Before anything else, I started grabbing all the passwords for the guys in the development team.


When I got together with Neal, I told him, “Getting into the Ark was a snap. I have every RSTS/E developer’s password.” He rolled his eyes with an expression that said, What’s this guy been smoking?

He dialed the modem number and got to the Ark’s log-in banner. Telling him to “move over,” I typed the log-on credentials and got the “Ready” prompt.

“Satisfied, Neal?” I asked.

He couldn’t believe what he was seeing. It was like I had shown him a winning lottery ticket. After they had picked my brain for details of how I had gained access, Neal, Dave, and a few other friends went to a company called PSI near Culver City, where they had the newest, fastest modems, running at 1,200 baud—four times as fast as the 300-baud modems the rest of us had. The guys started downloading the RSTS/E source code.

The old adage says there’s no honor among thieves. Instead of taking me into their confidence and sharing information, they downloaded the source code for RSTS/E and kept it to themselves.

I learned later that these bastards actually called DEC and told them the Ark had been hacked, and gave my name as the hacker. Total betrayal. I had no suspicion these guys would dream of snitching on me, especially when they had reaped such rich rewards. It was the first time of many instances to come when the people I trusted would betray me.


At seventeen, I was still in high school but dedicated to working on what might be called a PhD in RSTS/E hacking. I would find targets by checking want ads for companies looking to hire a computer person experienced with RSTS/E. I’d call, claiming to be from DEC Field Support, and was usually able to talk a system administrator into revealing dial-up numbers and privileged account passwords.

In December 1980, I ran into a kid named Micah Hirschman, whose father happened to have an account with a company called Bloodstock Research, which used a RSTS/E system; I assume the company kept historical records on the bloodlines of racehorses for breeders and bettors. I used the Hirschman account to connect to Bloodstock Research so I could exploit a security flaw and gain access to a privileged account, then Micah and I played with the operating system to teach ourselves about it, basically for kicks.
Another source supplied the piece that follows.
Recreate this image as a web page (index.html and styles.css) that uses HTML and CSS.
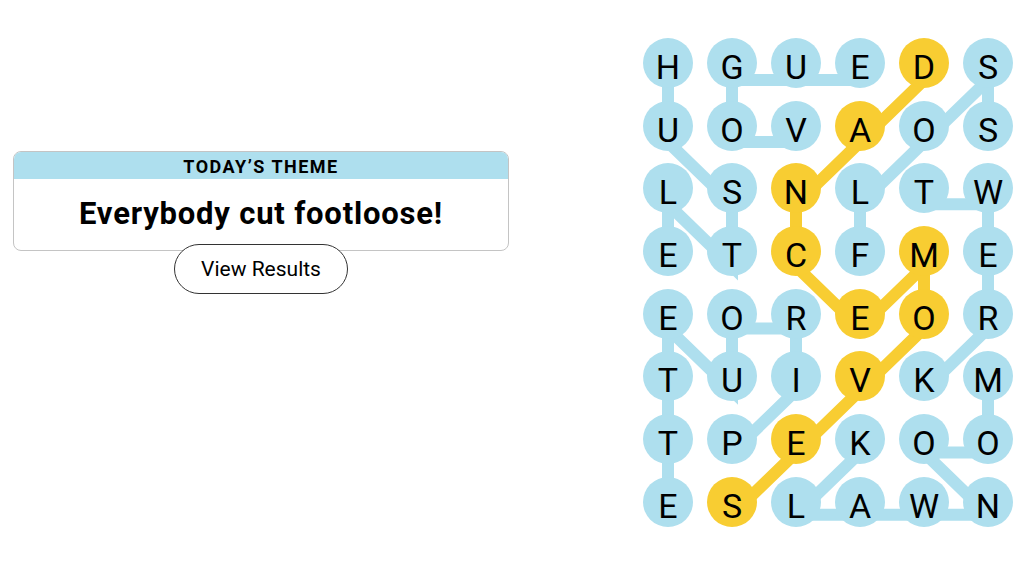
FILE: index.html
```html
<!DOCTYPE html>
<html>

<head>
    <title>Strands</title>
    <link rel="stylesheet" href="styles.css">
</head>

<body>
    <div class="game">
        <div class="theme-panel">
            <div class="theme-card">
                <h2 class="theme-label">TODAY&rsquo;S THEME</h2>
                <p class="theme-text">Everybody cut footloose!</p>
            </div>
            <button class="results-btn">View Results</button>
        </div>

        <div class="board">
            <svg class="paths" width="370" height="500">
                <polyline class="word" points="25,42 25,104.1 89,166.2 89,228.3 25,166.2 25,228.3" />
                <polyline class="word" points="153,104.1 89,104.1 89,42 153,42 217,42" />
                <polyline class="word" points="217,228.3 217,166.2 281,104.1 345,42 345,104.1" />
                <polyline class="word" points="281,166.2 345,166.2 345,228.3 345,290.4 281,352.5" />
                <polyline class="word" points="345,352.5 345,414.6 281,414.6 345,476.7 281,476.7 217,476.7 153,476.7 217,414.6" />
                <polyline class="word" points="89,414.6 153,352.5 153,290.4 89,290.4 89,352.5 25,290.4 25,352.5 25,414.6 25,476.7" />
                <polyline class="word spangram" points="281,42 217,104.1 153,166.2 153,228.3 217,290.4 281,228.3 281,290.4 217,352.5 153,414.6 89,476.7" />
            </svg>
            <div class="grid">
                <span class="cell">H</span><span class="cell">G</span><span class="cell">U</span><span class="cell">E</span><span class="cell gold">D</span><span class="cell">S</span>
                <span class="cell">U</span><span class="cell">O</span><span class="cell">V</span><span class="cell gold">A</span><span class="cell">O</span><span class="cell">S</span>
                <span class="cell">L</span><span class="cell">S</span><span class="cell gold">N</span><span class="cell">L</span><span class="cell">T</span><span class="cell">W</span>
                <span class="cell">E</span><span class="cell">T</span><span class="cell gold">C</span><span class="cell">F</span><span class="cell gold">M</span><span class="cell">E</span>
                <span class="cell">E</span><span class="cell">O</span><span class="cell">R</span><span class="cell gold">E</span><span class="cell gold">O</span><span class="cell">R</span>
                <span class="cell">T</span><span class="cell">U</span><span class="cell">I</span><span class="cell gold">V</span><span class="cell">K</span><span class="cell">M</span>
                <span class="cell">T</span><span class="cell">P</span><span class="cell gold">E</span><span class="cell">K</span><span class="cell">O</span><span class="cell">O</span>
                <span class="cell">E</span><span class="cell gold">S</span><span class="cell">L</span><span class="cell">A</span><span class="cell">W</span><span class="cell">N</span>
            </div>
        </div>
    </div>
</body>

</html>
```

FILE: styles.css
```css
body {
    margin: 0;
    background: #fff;
    color: #000;
    font-family: Roboto, "Liberation Sans", sans-serif;
}

.game {
    display: flex;
    align-items: flex-start;
    padding: 38px 11px 0 13px;
}

.theme-panel {
    width: 496px;
    margin-top: 113px;
    display: flex;
    flex-direction: column;
    align-items: center;
}

.theme-card {
    width: 100%;
    box-sizing: border-box;
    border: 1px solid #c4c4c4;
    border-radius: 8px;
    overflow: hidden;
}

.theme-label {
    margin: 0;
    height: 27px;
    line-height: 29px;
    background: #aedfee;
    text-align: center;
    font-size: 18px;
    font-weight: 700;
    letter-spacing: 1.5px;
}

.theme-text {
    margin: 0;
    height: 71px;
    line-height: 70px;
    text-align: center;
    font-size: 31px;
    font-weight: 700;
    letter-spacing: 0.8px;
}

.results-btn {
    margin-top: -7px;
    width: 174px;
    height: 50px;
    background: #fff;
    border: 1px solid #333;
    border-radius: 25px;
    font-family: Roboto, "Liberation Sans", sans-serif;
    font-size: 21px;
    color: #000;
    cursor: pointer;
}

.board {
    position: relative;
    margin-left: auto;
    width: 370px;
}

.paths {
    position: absolute;
    top: 0;
    left: 0;
}

.word {
    fill: none;
    stroke: #aedfee;
    stroke-width: 12;
}

.word.spangram {
    stroke: #f8cd32;
}

.grid {
    position: relative;
    display: grid;
    grid-template-columns: repeat(6, 50px);
    grid-auto-rows: 50px;
    column-gap: 14px;
    row-gap: 12.7px;
}

.cell {
    display: flex;
    justify-content: center;
    align-items: center;
    box-sizing: border-box;
    padding-top: 8px;
    border-radius: 50%;
    background: #aedfee;
    font-size: 34px;
    line-height: 1;
}

.cell.gold {
    background: #f8cd32;
}
```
The episode blew up in our faces. Micah logged in late one night without me, and Bloodstock spotted the break-in and alerted the FBI, telling them that the attack had been through the Hirschman account. The Feds paid Mr. Hirschman a visit. He denied knowing anything about the attack. When they pressured him, he fingered his son. Micah fingered me.

I was in my bedroom on the second floor of our condo, online, hacking into the Pacific Telephone switches over a dial-up modem. Hearing a knock at the front door, I opened my window and called down, “Who is it?” The answer was one that I would come to have nightmares about: “Robin Brown, FBI.”

My heart began pounding.

Mom called to me, “Who is it?”

“A man who says he’s from the FBI,” I called back.

Mom just laughed. She didn’t know who it was but she didn’t think it could possibly be the FBI.

I was in a panic, already hanging up the phone from the computer modem cradle and stashing under the bed the TI-700 computer terminal Lewis De Payne had lent me for a few weeks. Back then, before the days of the personal computer, all I had was a terminal and a modem that I was using to connect to a system at a company or university. No computer monitor: the responses to my commands would print out on a long roll of thermal paper.

I was flashing on the fact that I had a ton of that thermal paper under my bed, filled with data that would show I had been hacking for many hours a week into telephone company computers and switches, as well as a load of computers at private firms.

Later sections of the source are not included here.